**EXERCISE BRIEF**.
Can you write out all the lines word for word, with no pictures?

──────

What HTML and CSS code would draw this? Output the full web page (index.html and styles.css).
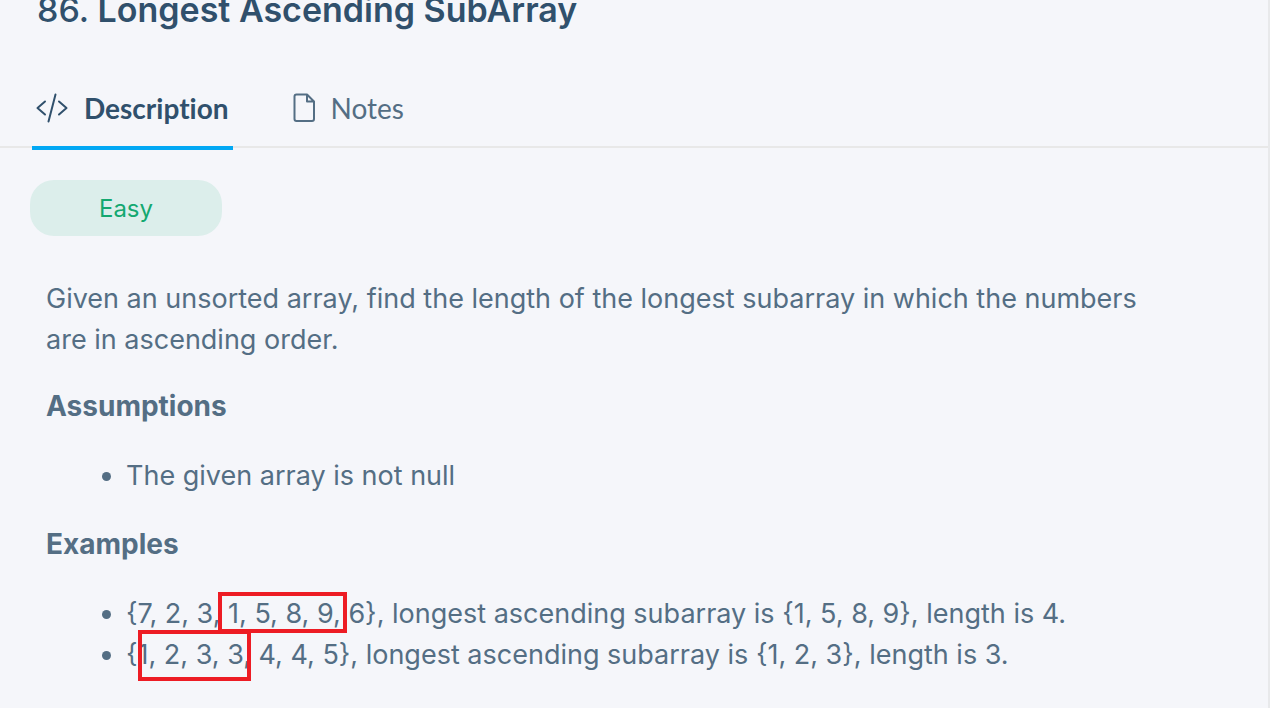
FILE: index.html
```html
<!DOCTYPE html>
<html lang="en">
<head>
<meta charset="utf-8">
<meta name="viewport" content="width=device-width, initial-scale=1">
<title>Longest Ascending SubArray</title>
<link rel="stylesheet" href="styles.css">
</head>
<body>
<main class="problem">
  <h1 class="title"><span class="title-number">86.</span> Longest Ascending SubArray</h1>
  <div class="tabs" role="tablist">
    <button class="tab tab-active" type="button" role="tab" aria-selected="true">
      <svg class="icon-code" viewBox="0 0 32 30" aria-hidden="true"><path d="M9 8.500 1.500 15l7.500 6.500M23 8.500l7.500 6.500-7.500 6.500M19.500 1.500l-7 27"/></svg>
      <span>Description</span>
    </button>
    <button class="tab" type="button" role="tab" aria-selected="false">
      <svg class="icon-file" viewBox="0 0 22 30" aria-hidden="true"><path d="M3.500 1.500h10.500l7 7V26q0 2-2 2H3.500q-2 0-2-2V3.500q0-2 2-2zM14 1.500V8.500H21"/></svg>
      <span>Notes</span>
    </button>
  </div>
  <section class="content" role="tabpanel">
    <span class="badge">Easy</span>
    <div class="statement">
      <p>Given an unsorted array, find the length of the longest subarray in which the numbers are in ascending order.</p>
      <h2>Assumptions</h2>
      <ul>
        <li>The given array is not null</li>
      </ul>
      <h2>Examples</h2>
      <ul>
        <li>{7, 2, 3, 1, 5, 8, 9, 6}, longest ascending subarray is {1, 5, 8, 9}, length is 4.</li>
        <li>{1, 2, 3, 3, 4, 4, 5}, longest ascending subarray is {1, 2, 3}, length is 3.</li>
      </ul>
    </div>
  </section>
  <div class="mark mark-first"></div>
  <div class="mark mark-second"></div>
</main>
</body>
</html>
```
FILE: styles.css
```css
* { box-sizing: border-box; }
body {
  margin: 0;
  background: #f5f6fa;
  color: #546e84;
  font-family: Inter, "Liberation Sans", sans-serif;
  font-size: 27px;
  line-height: 41px;
  overflow: hidden;
}
.problem {
  display: flow-root;
  position: relative;
  min-height: 100vh;
  border-right: 2px solid #e8e9eb;
}
.title {
  margin: -12px 0 0;
  padding-left: 37px;
  font-size: 34px;
  line-height: 44px;
  font-weight: 600;
  color: #30506c;
}
.title-number { font-weight: 500; }
.tabs {
  display: flex;
  gap: 56px;
  height: 116px;
  padding: 38px 32px 0;
  border-bottom: 2px solid #e8e8e8;
}
.tab {
  display: flex;
  align-items: center;
  gap: 16px;
  height: 80px;
  padding: 0 4px;
  border: 0;
  border-bottom: 4px solid transparent;
  background: none;
  color: #546e84;
  font-family: Lato, sans-serif;
  font-size: 28px;
  line-height: 36px;
  font-variant-ligatures: none;
  cursor: pointer;
}
.tab-active {
  border-bottom-color: #02a8f4;
  color: #30506c;
  font-weight: 700;
}
.tab svg {
  height: 30px;
  fill: none;
  stroke: currentColor;
  stroke-width: 2;
  stroke-linecap: round;
  stroke-linejoin: round;
}
.icon-code { width: 32px; }
.icon-file { width: 22px; }
.content { padding: 32px 30px 0; }
.badge {
  display: block;
  width: 192px;
  height: 56px;
  padding-top: 1px;
  border-radius: 24px;
  background: #dceeeb;
  color: #14a870;
  font-size: 24px;
  line-height: 56px;
  text-align: center;
}
.statement {
  max-width: 1160px;
  padding: 42px 16px 0;
}
.statement p {
  margin: 0 0 26px;
}
.statement h2 {
  margin: 0 0 28px;
  font-size: 28px;
  line-height: 41px;
  font-weight: 700;
}
.statement ul {
  margin: 0 0 28px;
  padding-left: 80px;
}
.mark {
  position: absolute;
  border: 4px solid #ed1c24;
}
.mark-first {
  left: 218px;
  top: 592px;
  width: 129px;
  height: 41px;
}
.mark-second {
  left: 138px;
  top: 630px;
  width: 113px;
  height: 51px;
}
```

──────

**SOLUTION TO THE EXERCISE**.
What HTML and CSS code would draw this? Output the full web page (index.html and styles.css).
FILE: index.html
```html
<!DOCTYPE html>
<html lang="en">
<head>
<meta charset="utf-8">
<meta name="viewport" content="width=device-width, initial-scale=1">
<title>Longest Ascending SubArray</title>
<link rel="stylesheet" href="styles.css">
</head>
<body>
<main class="problem">
  <h1 class="title"><span class="title-number">86.</span> Longest Ascending SubArray</h1>
  <div class="tabs" role="tablist">
    <button class="tab tab-active" type="button" role="tab" aria-selected="true">
      <svg class="icon-code" viewBox="0 0 32 30" aria-hidden="true"><path d="M9 8.500 1.500 15l7.500 6.500M23 8.500l7.500 6.500-7.500 6.500M19.500 1.500l-7 27"/></svg>
      <span>Description</span>
    </button>
    <button class="tab" type="button" role="tab" aria-selected="false">
      <svg class="icon-file" viewBox="0 0 22 30" aria-hidden="true"><path d="M3.500 1.500h10.500l7 7V26q0 2-2 2H3.500q-2 0-2-2V3.500q0-2 2-2zM14 1.500V8.500H21"/></svg>
      <span>Notes</span>
    </button>
  </div>
  <section class="content" role="tabpanel">
    <span class="badge">Easy</span>
    <div class="statement">
      <p>Given an unsorted array, find the length of the longest subarray in which the numbers are in ascending order.</p>
      <h2>Assumptions</h2>
      <ul>
        <li>The given array is not null</li>
      </ul>
      <h2>Examples</h2>
      <ul>
        <li>{7, 2, 3, 1, 5, 8, 9, 6}, longest ascending subarray is {1, 5, 8, 9}, length is 4.</li>
        <li>{1, 2, 3, 3, 4, 4, 5}, longest ascending subarray is {1, 2, 3}, length is 3.</li>
      </ul>
    </div>
  </section>
  <div class="mark mark-first"></div>
  <div class="mark mark-second"></div>
</main>
</body>
</html>
```
FILE: styles.css
```css
* { box-sizing: border-box; }
body {
  margin: 0;
  background: #f5f6fa;
  color: #546e84;
  font-family: Inter, "Liberation Sans", sans-serif;
  font-size: 27px;
  line-height: 41px;
  overflow: hidden;
}
.problem {
  display: flow-root;
  position: relative;
  min-height: 100vh;
  border-right: 2px solid #e8e9eb;
}
.title {
  margin: -12px 0 0;
  padding-left: 37px;
  font-size: 34px;
  line-height: 44px;
  font-weight: 600;
  color: #30506c;
}
.title-number { font-weight: 500; }
.tabs {
  display: flex;
  gap: 56px;
  height: 116px;
  padding: 38px 32px 0;
  border-bottom: 2px solid #e8e8e8;
}
.tab {
  display: flex;
  align-items: center;
  gap: 16px;
  height: 80px;
  padding: 0 4px;
  border: 0;
  border-bottom: 4px solid transparent;
  background: none;
  color: #546e84;
  font-family: Lato, sans-serif;
  font-size: 28px;
  line-height: 36px;
  font-variant-ligatures: none;
  cursor: pointer;
}
.tab-active {
  border-bottom-color: #02a8f4;
  color: #30506c;
  font-weight: 700;
}
.tab svg {
  height: 30px;
  fill: none;
  stroke: currentColor;
  stroke-width: 2;
  stroke-linecap: round;
  stroke-linejoin: round;
}
.icon-code { width: 32px; }
.icon-file { width: 22px; }
.content { padding: 32px 30px 0; }
.badge {
  display: block;
  width: 192px;
  height: 56px;
  padding-top: 1px;
  border-radius: 24px;
  background: #dceeeb;
  color: #14a870;
  font-size: 24px;
  line-height: 56px;
  text-align: center;
}
.statement {
  max-width: 1160px;
  padding: 42px 16px 0;
}
.statement p {
  margin: 0 0 26px;
}
.statement h2 {
  margin: 0 0 28px;
  font-size: 28px;
  line-height: 41px;
  font-weight: 700;
}
.statement ul {
  margin: 0 0 28px;
  padding-left: 80px;
}
.mark {
  position: absolute;
  border: 4px solid #ed1c24;
}
.mark-first {
  left: 218px;
  top: 592px;
  width: 129px;
  height: 41px;
}
.mark-second {
  left: 138px;
  top: 630px;
  width: 113px;
  height: 51px;
}
```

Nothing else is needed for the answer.